Les entreprises des principales artères commerciales des centres-villes de Baie-Saint-Paul, de Saguenay (section Chicoutimi) et de Magog devraient également bien s’en tirer, croit Glenn Castanheira. La plupart des commerces de ces artères, soulève-t-il, répondent aux besoins de leur population dans un court rayon et ne dépendent pas d’une clientèle de passage.
Des fermetures à venir
Attention, des fermetures sont toutefois à prévoir. «Au moins 30 %, et peut-être même jusqu’à 50 % des commerces qui se trouvent sur des artères commerciales ne survivront pas à la situation liée à la COVID-19», dit-il.

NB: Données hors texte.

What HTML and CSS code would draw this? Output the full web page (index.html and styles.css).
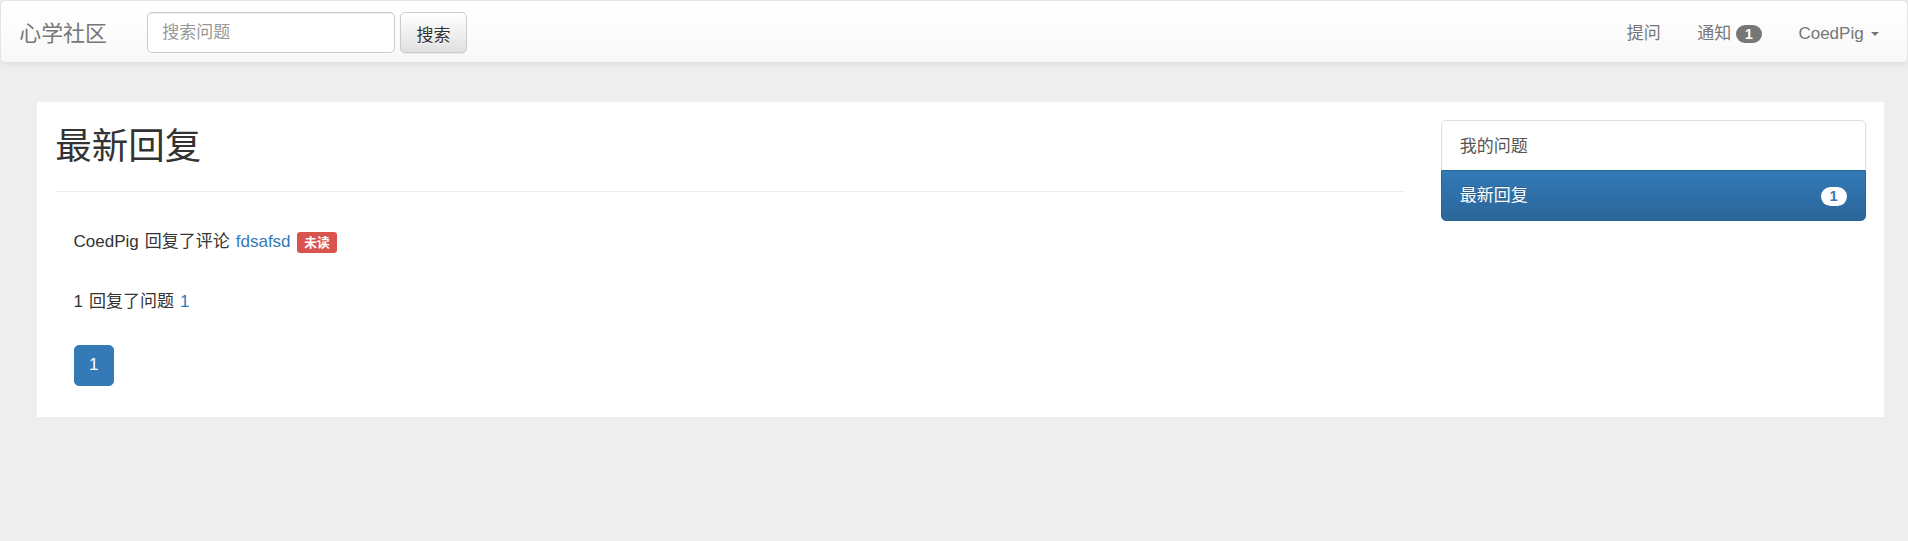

Qui sera le plus durement touché ? «Toutes les villes du Québec qui souffrent d’une armature commerciale déficiente, comme c’est le cas à Montréal, à Laval et à Longueuil», répond Glenn Castanheira.

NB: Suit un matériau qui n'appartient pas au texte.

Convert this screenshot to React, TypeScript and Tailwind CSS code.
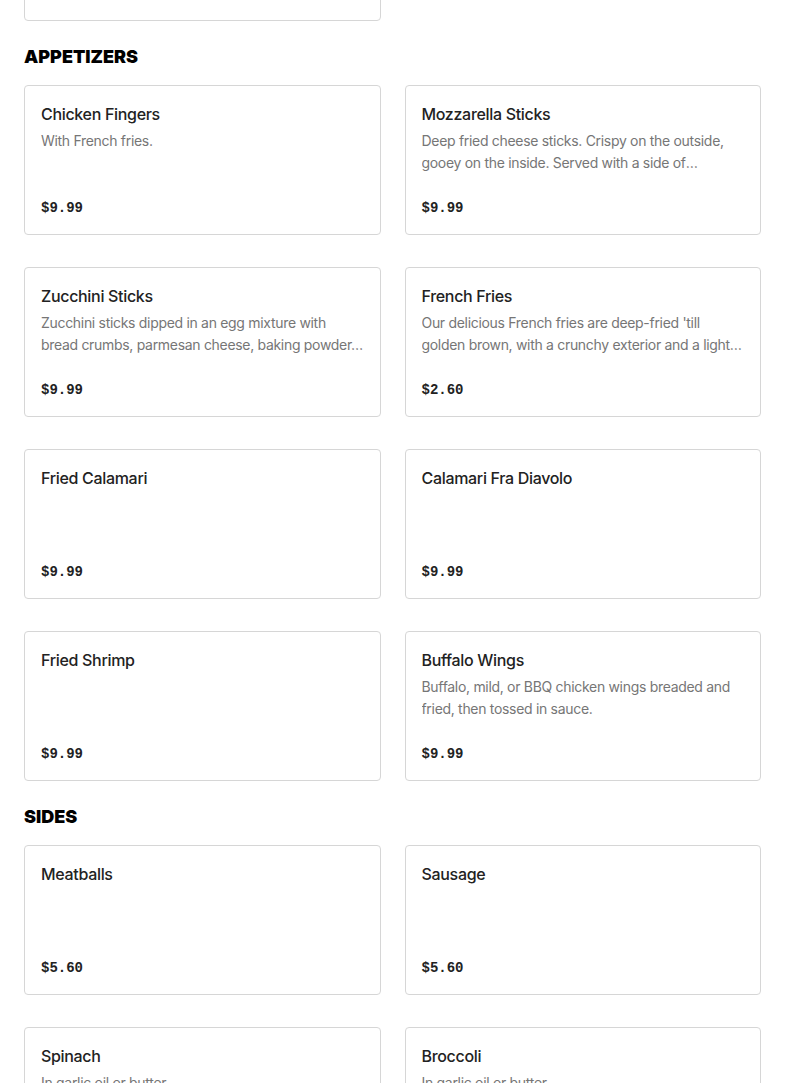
import React from "react";

type Item = { name: string; desc?: string; price: string };

const appetizers: Item[] = [
  { name: "Chicken Fingers", desc: "With French fries.", price: "$9.99" },
  {
    name: "Mozzarella Sticks",
    desc: "Deep fried cheese sticks. Crispy on the outside, gooey on the inside. Served with a side of marinara sauce for dipping.",
    price: "$9.99",
  },
  {
    name: "Zucchini Sticks",
    desc: "Zucchini sticks dipped in an egg mixture with bread crumbs, parmesan cheese, baking powder, and spices, then deep fried.",
    price: "$9.99",
  },
  {
    name: "French Fries",
    desc: "Our delicious French fries are deep-fried 'till golden brown, with a crunchy exterior and a light fluffy interior.",
    price: "$2.60",
  },
  { name: "Fried Calamari", price: "$9.99" },
  { name: "Calamari Fra Diavolo", price: "$9.99" },
  { name: "Fried Shrimp", price: "$9.99" },
  {
    name: "Buffalo Wings",
    desc: "Buffalo, mild, or BBQ chicken wings breaded and fried, then tossed in sauce.",
    price: "$9.99",
  },
];

const sides: Item[] = [
  { name: "Meatballs", price: "$5.60" },
  { name: "Sausage", price: "$5.60" },
  { name: "Spinach", desc: "In garlic oil or butter.", price: "$5.60" },
  { name: "Broccoli", desc: "In garlic oil or butter.", price: "$5.60" },
];

function Card({ item }: { item: Item }) {
  return (
    <div className="h-[150px] flex flex-col border border-[#d6d6d6] rounded-[4px] bg-white px-4 pt-4 pb-[14px]">
      <div
        className="text-[16px] leading-[24px] font-medium text-[#222222] tracking-[-0.02em]"
        style={{ fontFamily: "Inter, 'Noto Sans', sans-serif" }}
      >
        {item.name}
      </div>
      {item.desc && (
        <div
          className="mt-[4px] text-[14px] leading-[22px] text-[#767676] tracking-[-0.022em] line-clamp-2"
          style={{ fontFamily: "Inter, 'Noto Sans', sans-serif" }}
        >
          {item.desc}
        </div>
      )}
      <div
        className="mt-auto text-[14px] leading-[24px] font-bold text-[#222222]"
        style={{ fontFamily: "'Liberation Mono', 'DejaVu Sans Mono', monospace" }}
      >
        {item.price}
      </div>
    </div>
  );
}

function Section({ title, items }: { title: string; items: Item[] }) {
  return (
    <section className="flex flex-col">
      <h2
        className="pt-[1px] h-[28px] text-[18px] leading-[28px] font-black text-black"
        style={{ fontFamily: "Inter, 'Liberation Sans', sans-serif" }}
      >
        {title}
      </h2>
      <div className="mt-[15px] grid grid-cols-2 gap-x-6 gap-y-8">
        {items.map((it) => (
          <Card key={it.name} item={it} />
        ))}
      </div>
    </section>
  );
}

export default function App() {
  return (
    <div className="min-h-screen bg-white px-6 overflow-hidden">
      <div className="flex flex-col gap-[21px]">
        <div className="grid grid-cols-2 gap-x-6 -mt-[129px]">
          <Card item={{ name: "Garlic Bread", price: "$4.99" }} />
        </div>
        <Section title="APPETIZERS" items={appetizers} />
        <Section title="SIDES" items={sides} />
      </div>
    </div>
  );
}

Bien que les artères commerciales du Vieux-Québec, du Vieux-Montréal et la rue Sainte-Catherine allaient plutôt bien avant la COVID-19, ces zones qui vivent du tourisme risquent de subir les contrecoups de la pandémie, craint le consultant. Ce sont des pôles suprarégionaux.
Maxime Fabi, directeur général du Groupe Faro, peut en témoigner. Ce commerçant, qui a ouvert une succursale Brûlerie Faro, rue Sainte-Catherine, à Montréal, en 2018, demeure très sceptique quant à l’éventuelle reprise des activités. «Même si nous parvenons à rouvrir cette succursale, j’appréhende un achalandage qui sera loin de justifier le prix que je paie pour le loyer.»
Cet entrepreneur discute actuellement avec le locateur pour trouver un nouveau terrain d’entente. Sa suggestion : réduire le prix du loyer et l’ajuster régulièrement en fonction du retour de la clientèle.
À quand une loi?
Contrairement aux Allemands, qui disposent d’une loi fédérale afin de mieux orchestrer leur développement commercial, le Québec et ses municipalités n’ont jamais mis en place de telles mesures d’urbanisme, déplore le consultant Glenn Castanheira. Beaucoup de commerçants, dit-il, dont les villes ont développé de nouvelles zones commerciales à grande surface près de leur centre-ville, risquent, eux aussi, d’être affectés par les retombées de la pandémie. «De plus, la fiscalité municipale québécoise date de Mathusalem. Par conséquent, il arrive régulièrement qu’un petit commerçant installé au centre-ville paie trois fois plus cher en taxes le pied carré qu’une grande surface. C’est inconcevable !»
La situation pourrait néanmoins s’améliorer avec la création du Regroupe- ment des sociétés de développement commercial du Québec, en octobre 2019. L’organisme réunit actuellement une cinquantaine de SDC.
En attendant, de l’avis de Glenn Castanheira, la COVID-19 donne une belle occasion aux villes, aux municipalités et aux quartiers de faire leurs devoirs et clairement déterminer les catégories d’artères pour en assurer leur diversification et leur viabilité. «Les artères commerciales composées à 80 % de bars, de restaurants et de crèmeries ont paru pendant des années comme étant des rues en santé. Aujourd’hui, leur manque de diversité montre à quel point ces artères sont à un cheveu de s’effondrer si rien n’est fait.»